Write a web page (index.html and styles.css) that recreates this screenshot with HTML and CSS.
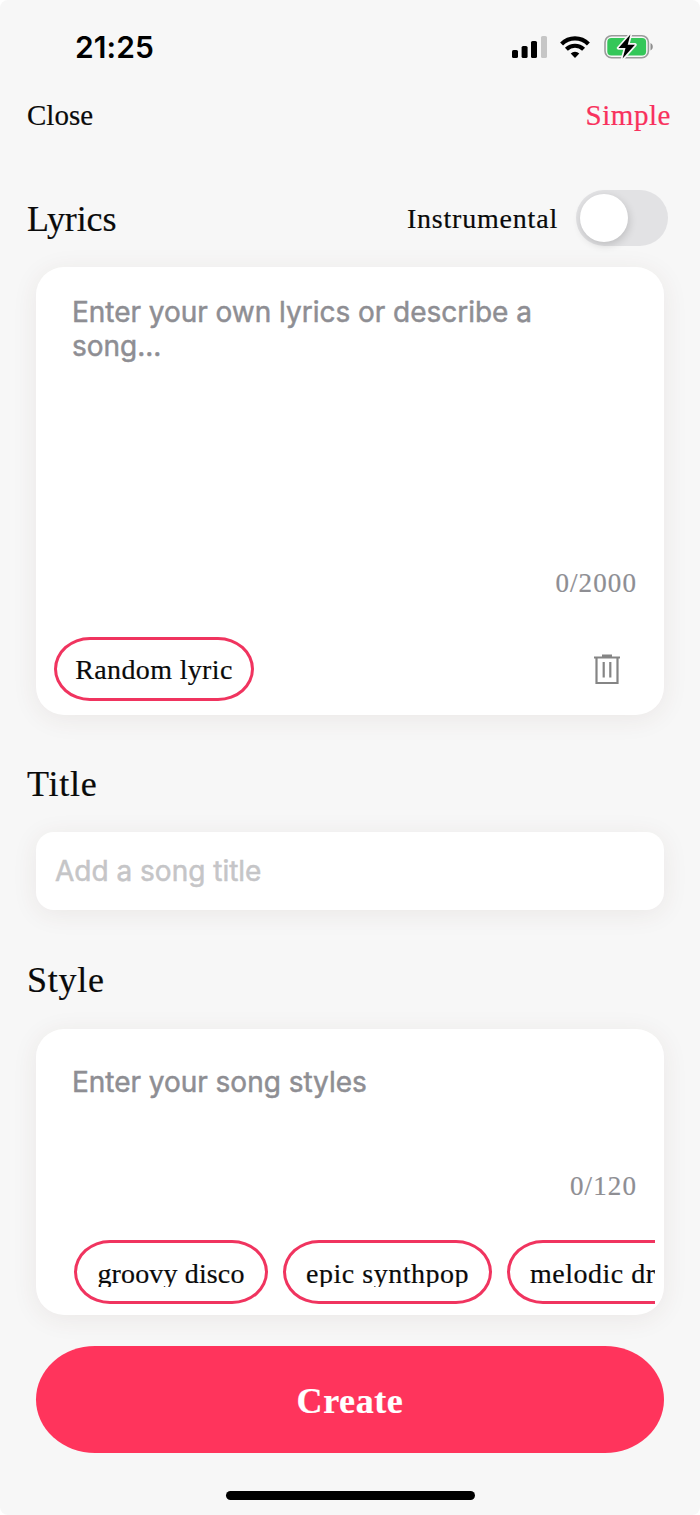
FILE: index.html
```html
<!DOCTYPE html>
<html lang="en">
<head>
<meta charset="utf-8">
<title>Create song</title>
<link rel="stylesheet" href="styles.css">
</head>
<body>
<main class="screen">
  <div class="status">
    <span class="time">21:25</span>
    <div class="status-icons">
      <svg class="signal" width="36" height="24" viewBox="0 0 36 24">
        <rect x="0" y="14" width="6" height="8" rx="1.6"/>
        <rect x="9.6" y="10" width="6" height="12" rx="1.6"/>
        <rect x="19" y="5" width="6" height="17" rx="1.6"/>
        <rect x="29" y="0" width="6" height="22" rx="1.6" fill="#c6c6c6"/>
      </svg>
      <svg class="wifi" width="30" height="24" viewBox="0 0 30 24" fill="none" stroke="#000" stroke-width="4.2">
        <path d="M1.6 8.9A19.2 19.2 0 0 1 28.4 8.9"/>
        <path d="M6.4 14.2A12.4 12.4 0 0 1 23.6 14.2"/>
        <path d="M15 23l-4.300-4.500a6.300 6.300 0 0 1 8.600 0z" fill="#000" stroke="none"/>
      </svg>
      <svg class="battery" width="50" height="28" viewBox="0 0 50 28">
        <rect x="1" y="2.700" width="43.400" height="22" rx="6.600" fill="none" stroke="#9b9b9b" stroke-width="1.600"/>
        <path d="M46.500 10c3 1.300 3 6.200 0 7.500z" fill="#8f8f8f"/>
        <rect x="3.300" y="5" width="38.800" height="17.400" rx="4" fill="#34c759"/>
        <path d="M26.400 1.500L14.500 15H21.500L18.600 25.500L31 11.800H23.700Z" fill="#000" stroke="#f7f7f7" stroke-width="3.400" stroke-linejoin="round" paint-order="stroke"/>
      </svg>
    </div>
  </div>

  <nav class="nav">
    <span class="close">Close</span>
    <span class="simple">Simple</span>
  </nav>

  <div class="lyrics-head">
    <h2 class="heading lyrics-title">Lyrics</h2>
    <span class="instrumental">Instrumental</span>
    <span class="toggle"><span class="knob"></span></span>
  </div>

  <section class="card lyrics-card">
    <p class="placeholder">Enter your own lyrics or describe a<br>song...</p>
    <span class="count">0/2000</span>
    <div class="card-actions">
      <span class="chip random">Random lyric</span>
      <svg class="trash" width="26" height="31" viewBox="0 0 26 31" fill="none" stroke="#858585" stroke-width="2.200">
        <path d="M0 3.500H26M8 1.600H18M2.500 3V29H23.500V3M9.700 8V23.500M16.300 8V23.500"/>
      </svg>
    </div>
  </section>

  <h2 class="heading title-heading">Title</h2>
  <section class="card title-card">Add a song title</section>

  <h2 class="heading style-heading">Style</h2>
  <section class="card style-card">
    <p class="placeholder">Enter your song styles</p>
    <span class="count">0/120</span>
    <div class="chips">
      <span class="chip groovy"><span class="chip-text">groovy disco</span></span>
      <span class="chip epic"><span class="chip-text">epic synthpop</span></span>
      <span class="chip melodic"><span class="chip-text">melodic dr</span></span>
    </div>
  </section>

  <div class="create"><span class="create-label">Create</span></div>
  <div class="home"></div>
</main>
</body>
</html>
```
FILE: styles.css
```css
* { box-sizing: border-box; }
body { margin: 0; background: #fff; }
.screen {
  width: 700px;
  height: 1515px;
  overflow: hidden;
  display: flex;
  flex-direction: column;
  background: #f7f7f7;
  border-radius: 8px;
  color: #0a0a0a;
  font-family: "Liberation Serif", serif;
  -webkit-text-stroke: 0.2px currentColor;
}
.status {
  height: 94px;
  padding: 0 46px 0 75px;
  display: flex;
  justify-content: space-between;
  align-items: center;
}
.time {
  font: 600 30px/36px Inter, sans-serif;
  letter-spacing: 0.1px;
  color: #000;
  -webkit-text-stroke: 0;
}
.status-icons { display: flex; align-items: center; }
.signal { margin: 1px 12px 0 0; }
.wifi { margin-right: 14px; }
.nav {
  height: 40px;
  padding: 2px 29px 0 27px;
  display: flex;
  justify-content: space-between;
  align-items: center;
  font-size: 29px;
}
.simple { color: #f8315d; letter-spacing: 0.55px; }
.lyrics-head {
  height: 56px;
  margin-top: 56px;
  padding: 0 32px 0 27px;
  display: flex;
  align-items: center;
}
.heading {
  margin: 0;
  font-size: 36px;
  line-height: 40px;
  font-weight: 400;
  letter-spacing: 0.75px;
}
.lyrics-title { flex: 1; padding-top: 2px; letter-spacing: -0.1px; }
.instrumental { padding-top: 2px; font-size: 28px; letter-spacing: 0.8px; margin-right: 18px; }
.toggle {
  width: 92px;
  height: 56px;
  padding: 4px;
  border-radius: 28px;
  background: #e2e2e4;
}
.knob {
  display: block;
  width: 48px;
  height: 48px;
  border-radius: 50%;
  background: #fff;
  box-shadow: 1px 3px 8px rgba(0, 0, 0, 0.16);
}
.card {
  margin: 0 36px;
  background: #fff;
  border-radius: 28px;
  box-shadow: 0 4px 26px rgba(90, 45, 35, 0.08);
  display: flex;
  flex-direction: column;
  flex-shrink: 0;
}
.placeholder {
  margin: 0 36px;
  font: 400 28px/34px Inter, sans-serif;
  letter-spacing: -0.03px;
  color: #8e8e93;
  -webkit-text-stroke: 0.5px #8e8e93;
}
.count {
  margin-right: 27px;
  align-self: flex-end;
  font-size: 27px;
  line-height: 32px;
  letter-spacing: 1.1px;
  color: #8e8e93;
}
.lyrics-card { height: 448px; margin-top: 21px; padding-top: 28px; }
.lyrics-card .count { margin-top: 204px; }
.card-actions {
  margin: 38px 44px 0 18px;
  display: flex;
  justify-content: space-between;
  align-items: center;
}
.chip {
  height: 64px;
  flex: none;
  display: flex;
  align-items: center;
  justify-content: center;
  border: 3px solid #f0345f;
  border-radius: 36px / 32px;
  font-size: 28px;
}
.random { width: 200px; padding-top: 2px; letter-spacing: 0.35px; }
.title-heading { margin: 49px 27px 28px; }
.title-card {
  height: 78px;
  padding: 0 19px;
  justify-content: center;
  border-radius: 18px;
  font: 400 28px/34px Inter, sans-serif;
  color: #c5c5c7;
  -webkit-text-stroke: 0.5px #c5c5c7;
}
.style-heading { margin: 50px 27px 29px; }
.style-card { height: 286px; padding-top: 36px; }
.style-card .count { margin-top: 71px; }
.chips {
  margin: 38px 9px 0 38px;
  display: flex;
  gap: 15px;
  overflow: hidden;
}
.chip-text { height: 29px; line-height: 32px; overflow: hidden; white-space: nowrap; }
.groovy { width: 194px; letter-spacing: 0.15px; }
.epic { width: 209px; letter-spacing: 0.5px; }
.melodic { width: 240px; padding-left: 20px; justify-content: flex-start; letter-spacing: 0.5px; }
.create {
  height: 107px;
  margin: 31px 36px 0;
  display: flex;
  align-items: center;
  justify-content: center;
  flex-shrink: 0;
  border-radius: 59px / 53.5px;
  background: #ff345c;
  color: #fff;
  font-size: 36px;
  font-weight: 700;
  letter-spacing: 0.6px;
}
.create-label { padding-top: 2px; }
.home {
  width: 249px;
  height: 9px;
  margin: 38px 0 0 226px;
  flex-shrink: 0;
  border-radius: 5px;
  background: #000;
}
```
---------------
*Task brief*.
In the copy, include no pictures; restate the listing above exactly.

*Result of this task*.
Write a web page (index.html and styles.css) that recreates this screenshot with HTML and CSS.
FILE: index.html
```html
<!DOCTYPE html>
<html lang="en">
<head>
<meta charset="utf-8">
<title>Create song</title>
<link rel="stylesheet" href="styles.css">
</head>
<body>
<main class="screen">
  <div class="status">
    <span class="time">21:25</span>
    <div class="status-icons">
      <svg class="signal" width="36" height="24" viewBox="0 0 36 24">
        <rect x="0" y="14" width="6" height="8" rx="1.6"/>
        <rect x="9.6" y="10" width="6" height="12" rx="1.6"/>
        <rect x="19" y="5" width="6" height="17" rx="1.6"/>
        <rect x="29" y="0" width="6" height="22" rx="1.6" fill="#c6c6c6"/>
      </svg>
      <svg class="wifi" width="30" height="24" viewBox="0 0 30 24" fill="none" stroke="#000" stroke-width="4.2">
        <path d="M1.6 8.9A19.2 19.2 0 0 1 28.4 8.9"/>
        <path d="M6.4 14.2A12.4 12.4 0 0 1 23.6 14.2"/>
        <path d="M15 23l-4.300-4.500a6.300 6.300 0 0 1 8.600 0z" fill="#000" stroke="none"/>
      </svg>
      <svg class="battery" width="50" height="28" viewBox="0 0 50 28">
        <rect x="1" y="2.700" width="43.400" height="22" rx="6.600" fill="none" stroke="#9b9b9b" stroke-width="1.600"/>
        <path d="M46.500 10c3 1.300 3 6.200 0 7.500z" fill="#8f8f8f"/>
        <rect x="3.300" y="5" width="38.800" height="17.400" rx="4" fill="#34c759"/>
        <path d="M26.400 1.500L14.500 15H21.500L18.600 25.500L31 11.800H23.700Z" fill="#000" stroke="#f7f7f7" stroke-width="3.400" stroke-linejoin="round" paint-order="stroke"/>
      </svg>
    </div>
  </div>

  <nav class="nav">
    <span class="close">Close</span>
    <span class="simple">Simple</span>
  </nav>

  <div class="lyrics-head">
    <h2 class="heading lyrics-title">Lyrics</h2>
    <span class="instrumental">Instrumental</span>
    <span class="toggle"><span class="knob"></span></span>
  </div>

  <section class="card lyrics-card">
    <p class="placeholder">Enter your own lyrics or describe a<br>song...</p>
    <span class="count">0/2000</span>
    <div class="card-actions">
      <span class="chip random">Random lyric</span>
      <svg class="trash" width="26" height="31" viewBox="0 0 26 31" fill="none" stroke="#858585" stroke-width="2.200">
        <path d="M0 3.500H26M8 1.600H18M2.500 3V29H23.500V3M9.700 8V23.500M16.300 8V23.500"/>
      </svg>
    </div>
  </section>

  <h2 class="heading title-heading">Title</h2>
  <section class="card title-card">Add a song title</section>

  <h2 class="heading style-heading">Style</h2>
  <section class="card style-card">
    <p class="placeholder">Enter your song styles</p>
    <span class="count">0/120</span>
    <div class="chips">
      <span class="chip groovy"><span class="chip-text">groovy disco</span></span>
      <span class="chip epic"><span class="chip-text">epic synthpop</span></span>
      <span class="chip melodic"><span class="chip-text">melodic dr</span></span>
    </div>
  </section>

  <div class="create"><span class="create-label">Create</span></div>
  <div class="home"></div>
</main>
</body>
</html>
```
FILE: styles.css
```css
* { box-sizing: border-box; }
body { margin: 0; background: #fff; }
.screen {
  width: 700px;
  height: 1515px;
  overflow: hidden;
  display: flex;
  flex-direction: column;
  background: #f7f7f7;
  border-radius: 8px;
  color: #0a0a0a;
  font-family: "Liberation Serif", serif;
  -webkit-text-stroke: 0.2px currentColor;
}
.status {
  height: 94px;
  padding: 0 46px 0 75px;
  display: flex;
  justify-content: space-between;
  align-items: center;
}
.time {
  font: 600 30px/36px Inter, sans-serif;
  letter-spacing: 0.1px;
  color: #000;
  -webkit-text-stroke: 0;
}
.status-icons { display: flex; align-items: center; }
.signal { margin: 1px 12px 0 0; }
.wifi { margin-right: 14px; }
.nav {
  height: 40px;
  padding: 2px 29px 0 27px;
  display: flex;
  justify-content: space-between;
  align-items: center;
  font-size: 29px;
}
.simple { color: #f8315d; letter-spacing: 0.55px; }
.lyrics-head {
  height: 56px;
  margin-top: 56px;
  padding: 0 32px 0 27px;
  display: flex;
  align-items: center;
}
.heading {
  margin: 0;
  font-size: 36px;
  line-height: 40px;
  font-weight: 400;
  letter-spacing: 0.75px;
}
.lyrics-title { flex: 1; padding-top: 2px; letter-spacing: -0.1px; }
.instrumental { padding-top: 2px; font-size: 28px; letter-spacing: 0.8px; margin-right: 18px; }
.toggle {
  width: 92px;
  height: 56px;
  padding: 4px;
  border-radius: 28px;
  background: #e2e2e4;
}
.knob {
  display: block;
  width: 48px;
  height: 48px;
  border-radius: 50%;
  background: #fff;
  box-shadow: 1px 3px 8px rgba(0, 0, 0, 0.16);
}
.card {
  margin: 0 36px;
  background: #fff;
  border-radius: 28px;
  box-shadow: 0 4px 26px rgba(90, 45, 35, 0.08);
  display: flex;
  flex-direction: column;
  flex-shrink: 0;
}
.placeholder {
  margin: 0 36px;
  font: 400 28px/34px Inter, sans-serif;
  letter-spacing: -0.03px;
  color: #8e8e93;
  -webkit-text-stroke: 0.5px #8e8e93;
}
.count {
  margin-right: 27px;
  align-self: flex-end;
  font-size: 27px;
  line-height: 32px;
  letter-spacing: 1.1px;
  color: #8e8e93;
}
.lyrics-card { height: 448px; margin-top: 21px; padding-top: 28px; }
.lyrics-card .count { margin-top: 204px; }
.card-actions {
  margin: 38px 44px 0 18px;
  display: flex;
  justify-content: space-between;
  align-items: center;
}
.chip {
  height: 64px;
  flex: none;
  display: flex;
  align-items: center;
  justify-content: center;
  border: 3px solid #f0345f;
  border-radius: 36px / 32px;
  font-size: 28px;
}
.random { width: 200px; padding-top: 2px; letter-spacing: 0.35px; }
.title-heading { margin: 49px 27px 28px; }
.title-card {
  height: 78px;
  padding: 0 19px;
  justify-content: center;
  border-radius: 18px;
  font: 400 28px/34px Inter, sans-serif;
  color: #c5c5c7;
  -webkit-text-stroke: 0.5px #c5c5c7;
}
.style-heading { margin: 50px 27px 29px; }
.style-card { height: 286px; padding-top: 36px; }
.style-card .count { margin-top: 71px; }
.chips {
  margin: 38px 9px 0 38px;
  display: flex;
  gap: 15px;
  overflow: hidden;
}
.chip-text { height: 29px; line-height: 32px; overflow: hidden; white-space: nowrap; }
.groovy { width: 194px; letter-spacing: 0.15px; }
.epic { width: 209px; letter-spacing: 0.5px; }
.melodic { width: 240px; padding-left: 20px; justify-content: flex-start; letter-spacing: 0.5px; }
.create {
  height: 107px;
  margin: 31px 36px 0;
  display: flex;
  align-items: center;
  justify-content: center;
  flex-shrink: 0;
  border-radius: 59px / 53.5px;
  background: #ff345c;
  color: #fff;
  font-size: 36px;
  font-weight: 700;
  letter-spacing: 0.6px;
}
.create-label { padding-top: 2px; }
.home {
  width: 249px;
  height: 9px;
  margin: 38px 0 0 226px;
  flex-shrink: 0;
  border-radius: 5px;
  background: #000;
}
```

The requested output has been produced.